In these cases, email would be much more unique and a better protection against stuffing. HOWEVER, it’s not obvious how Email verification protocol would work for these types of things.

crazygringo 14 hours ago|||
You're the one who made the claim. So please explain how it is.
cxr 13 hours ago||
Credential stuffing happens when a user signs up on one Website B with account information matching the information they used when setting up their account on Website A, and the operator of either Website A or Website B can use those credentials to access the user's account with the other operator.

If websites authenticate with username and password combo chosen by the user, then credential stuffing is neutralized if the user avoids re-using the same combo, effected by the user selecting at least one of a different password or the selection of a different username.

If instead of a username, an email address is required to register, that generally results in one less degree of freedom; rather than being able to create a username with Website B that differs from the username they created on Website A, absent the use of a wildcard/catch-all mailbox or forwarding service (which are not straightforward to set up, and almost nobody has one), the user is required to disclose an existing email address.

(It also increases the surface area for attacks, since the malicious website, now knowing the user's email address, can attempt credential stuffing with the user's email provider itself.)

You can balk at whether or not these are negligible differences, but it's non-zero.

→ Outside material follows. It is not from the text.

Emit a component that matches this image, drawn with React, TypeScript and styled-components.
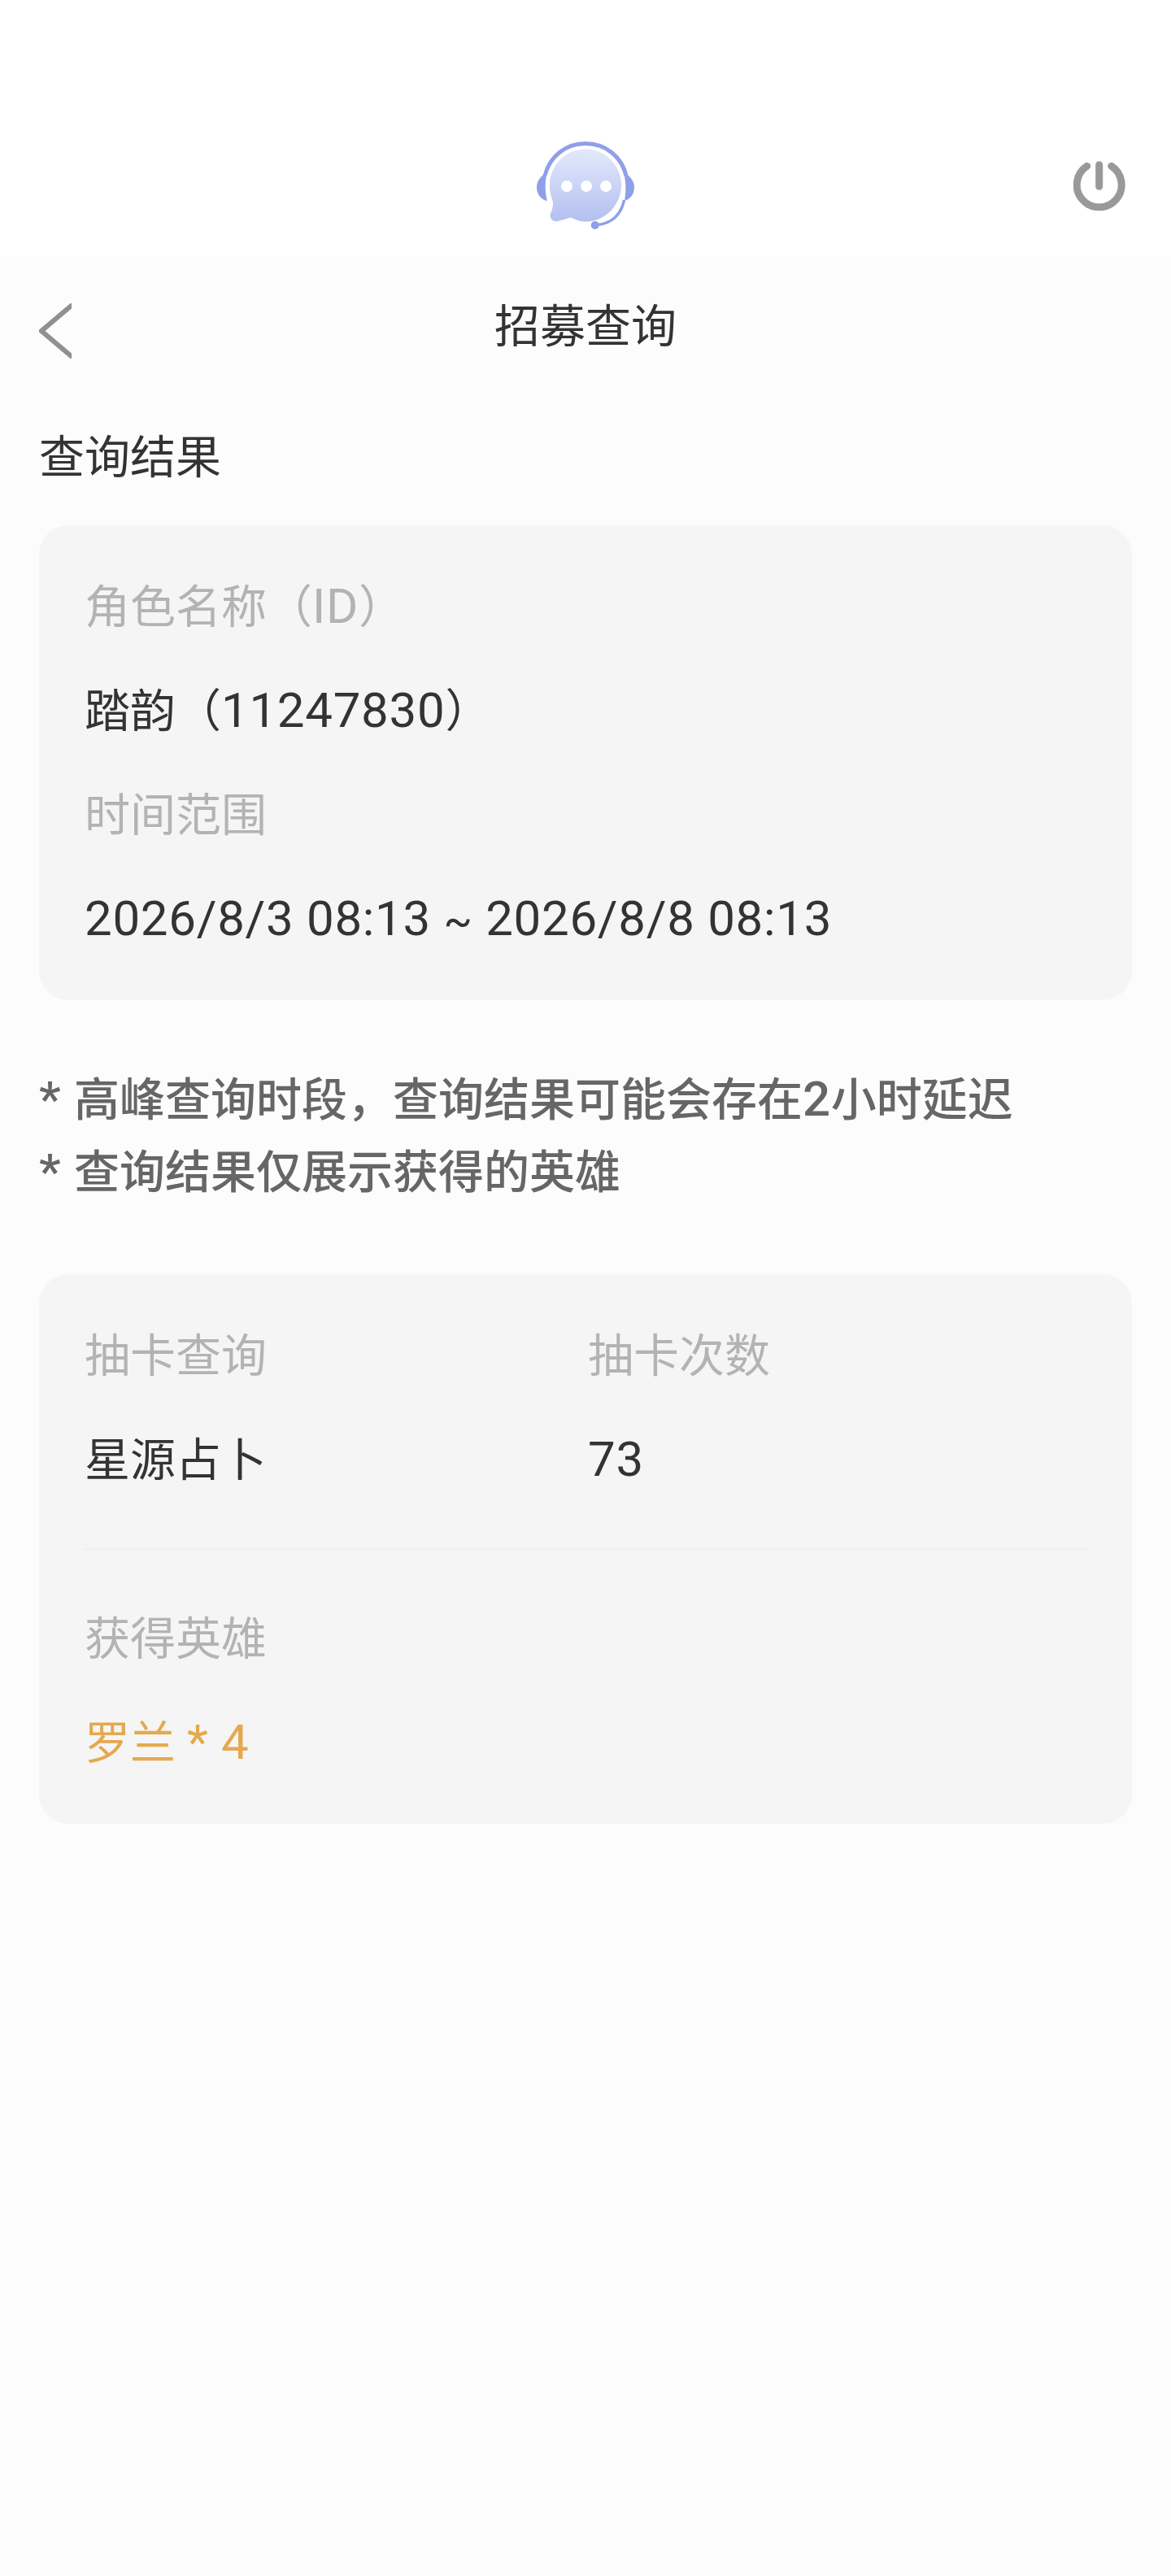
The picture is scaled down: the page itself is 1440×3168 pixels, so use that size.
import styled, { createGlobalStyle } from 'styled-components';

const GlobalStyle = createGlobalStyle`
  html, body {
    margin: 0;
    padding: 0;
    background: #fcfcfc;
  }
  body {
    font-family: "Roboto", "Noto Sans CJK SC", sans-serif;
  }
`;

const HeadsetLogo = () => (
  <svg width="120" height="108" viewBox="0 0 120 108">
    <defs>
      <linearGradient id="bubble" x1="0" y1="0" x2="0" y2="1">
        <stop offset="0" stopColor="#e3e9fb" />
        <stop offset="1" stopColor="#b3c0ef" />
      </linearGradient>
    </defs>
    <path
      d="M60 9.3C84 9.3 104 29 104 54C104 78 84 98.7 60 98.7C54 98.7 47 96 42 93.5L26 98C20 99.5 15 94 17 89C19 84 21 78 19.5 73C17 67 16 60 16 54C16 29 36 9.3 60 9.3Z"
      fill="url(#bubble)"
    />
    <path d="M12.5 39C4 42 0 50 0 56C0 65 5 71 13 73.3C10 62 10 50 12.5 39Z" fill="#8f9fe8" />
    <path d="M10 42C16 18 36 2.5 60 2.5C84 2.5 104 18 110 42" fill="none" stroke="#8f9fe8" strokeWidth="5" />
    <path d="M107 39C116 42 120 50 120 56C120 65 115 71 108 73C110 62 110 50 107 39Z" fill="#8f9fe8" />
    <path d="M107.5 72C104 90 92 101 74 102.5" fill="none" stroke="#8f9fe8" strokeWidth="3.5" />
    <circle cx="71.7" cy="103" r="5" fill="#8f9fe8" />
    <circle cx="37" cy="55" r="7" fill="#ffffff" />
    <circle cx="61" cy="55" r="7" fill="#ffffff" />
    <circle cx="85" cy="55" r="7" fill="#ffffff" />
  </svg>
);

const PowerIcon = () => (
  <svg width="64" height="63" viewBox="0 0 64 63">
    <path
      d="M16.7 6.3A27.5 27.5 0 1 0 46.7 6.3"
      fill="none"
      stroke="#999999"
      strokeWidth="9"
      strokeLinecap="round"
    />
    <path d="M31.7 4.7V31.3" fill="none" stroke="#999999" strokeWidth="9" strokeLinecap="round" />
  </svg>
);

const BackIcon = () => (
  <svg width="40" height="68" viewBox="0 0 40 68">
    <path d="M42 1L3 34L42 67" fill="none" stroke="#909090" strokeWidth="6" />
  </svg>
);

const Page = styled.div`
  width: 1440px;
  min-height: 3168px;
  background: #fcfcfc;
  color: #333333;
`;

const TopBar = styled.header`
  height: 316px;
  background: #ffffff;
  display: flex;
  align-items: flex-end;
  justify-content: center;
  position: relative;
  padding-bottom: 34px;
  box-sizing: border-box;
`;

const PowerButton = styled.div`
  position: absolute;
  right: 56px;
  top: 198px;
  line-height: 0;
`;

const TitleBar = styled.div`
  height: 208px;
  box-sizing: border-box;
  padding-top: 54px;
  position: relative;
  display: flex;
  justify-content: center;
`;

const BackButton = styled.div`
  position: absolute;
  left: 48px;
  top: 57px;
  line-height: 0;
`;

const Title = styled.h1`
  margin: 0;
  font-size: 56px;
  font-weight: 400;
  line-height: 64px;
  color: #333333;
`;

const Content = styled.main`
  padding: 0 48px;
`;

const SectionTitle = styled.h2`
  margin: 0 0 44px;
  font-size: 56px;
  font-weight: 400;
  line-height: 78px;
  height: 78px;
  color: #333333;
`;

const Card = styled.section`
  background: #f5f5f5;
  border-radius: 36px;
  padding: 37px 56px 35px;
`;

const Label = styled.div`
  font-size: 56px;
  line-height: 128px;
  height: 128px;
  color: #b3b3b3;
`;

const Value = styled.div<{ $accent?: boolean }>`
  font-size: 56px;
  line-height: 128px;
  height: 128px;
  color: ${(p) => (p.$accent ? '#e4a94f' : '#333333')};
`;

// digits and latin letters sit a little larger than the CJK text around them
const Num = styled.span`
  font-size: 60px;
  line-height: 1;
  letter-spacing: 0.7px;
`;

const Tilde = styled.span`
  font-size: 52px;
  line-height: 1;
`;

const Columns = styled.div`
  display: grid;
  grid-template-columns: 619px 1fr;
`;

const Divider = styled.hr`
  border: 0;
  height: 2px;
  background: #eeeeee;
  margin: 44px 0 46px;
`;

const Notes = styled.div`
  margin: 79px 0 80px;
  font-size: 56px;
  line-height: 89px;
  font-weight: 500;
  color: #666666;
`;

const App = () => {
  return (
    <>
      <GlobalStyle />
      <Page>
        <TopBar>
          <HeadsetLogo />
          <PowerButton>
            <PowerIcon />
          </PowerButton>
        </TopBar>
        <TitleBar>
          <BackButton>
            <BackIcon />
          </BackButton>
          <Title>招募查询</Title>
        </TitleBar>
        <Content>
          <SectionTitle>查询结果</SectionTitle>
          <Card>
            <Label>
              角色名称（<Num>ID</Num>）
            </Label>
            <Value>
              踏韵（<Num>11247830</Num>）
            </Value>
            <Label>时间范围</Label>
            <Value>
              <Num>
                2026/8/3 08:13 <Tilde>~</Tilde> 2026/8/8 08:13
              </Num>
            </Value>
          </Card>
          <Notes>
            <div>
              <Num>* </Num>高峰查询时段，查询结果可能会存在<Num>2</Num>小时延迟
            </div>
            <div>
              <Num>* </Num>查询结果仅展示获得的英雄
            </div>
          </Notes>
          <Card>
            <Columns>
              <div>
                <Label>抽卡查询</Label>
                <Value>星源占卜</Value>
              </div>
              <div>
                <Label>抽卡次数</Label>
                <Value>
                  <Num>73</Num>
                </Value>
              </div>
            </Columns>
            <Divider />
            <Label>获得英雄</Label>
            <Value $accent>
              罗兰 <Num>* 4</Num>
            </Value>
          </Card>
        </Content>
      </Page>
    </>
  );
};

export default App;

Therefore, all other things held equal, then strictly speaking it is more robust.

gruez 13 hours ago||
>If instead of a username, an email address to register, that generally results in one less degree of freedom [...]

It "generally" doesn't, because the average user isn't randomly generating usernames per-site, just like they're not randomly generating passwords per-site. If they're randomly generating usernames per site, they'll need some sort of system to keep track of it, which is 90% of the way to using a password manager (and therefore randomized passwords, immune to credential stuffing). For it to practically make a difference, you'd need someone who cares about security enough to randomize usernames, but for whatever reason doesn't care enough about security to randomize passwords.

cxr 12 hours ago||
To start with, randomly generated usernames weren't mentioned, and they are not a prerequisite.

> It "generally" doesn't, because the average user isn't randomly generating usernames per-site

What other people do, whether average users or not, doesn't matter. When average user Alice is registering accounts on Websites A and B, the fact that average user Bob doesn't use different usernames for his accounts doesn't change the fact that if Alice would have otherwise registered account agirl on one site and pie_maker26 on the other, but instead has been forced to enter her email address, then that has a non-zero effect on risk.

For the claim as stated to be untrue, the difference in risk would need to be zero.* But it isn't zero. The claim as stated is true.

> For it to practically make a difference, you'd need someone who cares about […]

That's not true. Users who are exposed to lower risk by accident are still exposed to lower risk. It's not a prerequisite for the user to care at all, nor does it require them to understand any of this or to be trying to adhere to any particular scheme to achieve a certain outcome. The only thing that matters is what they're doing—and whether what they're doing increases or decreases risk. Intent doesn't matter.

* or it would need to be somehow less risky when email addresses are required in place of where a username otherwise would be, but that's not the case, either

gruez 12 hours ago||
>To start with, randomly generated usernames weren't mentioned, and they are not a prerequisite.

I've seen sites randomly generate passwords for users as well. Does that mean users reusing their passwords at all is a prerequisite? Moreover if we're really accepting "whether average users or not, doesn't matter", I can also say that using emails doesn't decrease security because you can use randomized emails, as others have mentioned. At some point you have to constrain yourself to realistic threat models, otherwise the conversation gets mired in lawyering over increasingly implausible scenarios. For instance, by asking for emails at registration, you can more easily perform 2fa, whereas you can't do that with only a username/password combination[1].

[1] before you jump to say "but can ask for an email with username/password too!", keep in mind the original claim that username/password is better was in response to a comment asking "Why must apps require email?".

cxr 11 hours ago||
> I've seen sites randomly generate passwords for users as well. Does that mean users reusing their passwords at all is a prerequisite?

What?

> I can also say that using emails doesn't decrease security because you can[*] use randomized emails

That _doesn't_ _matter_. Viz:

> The only thing that matters is what they're doing—and whether what they're doing increases or decreases risk.

ashed96 13 hours ago|||
In theory, maybe to some extent yes - unique usernames could beat reused emails.

But let's be real - nobody actually does that.

cynicalsecurity 14 hours ago||
Because emails of real people can be sold to advertisers.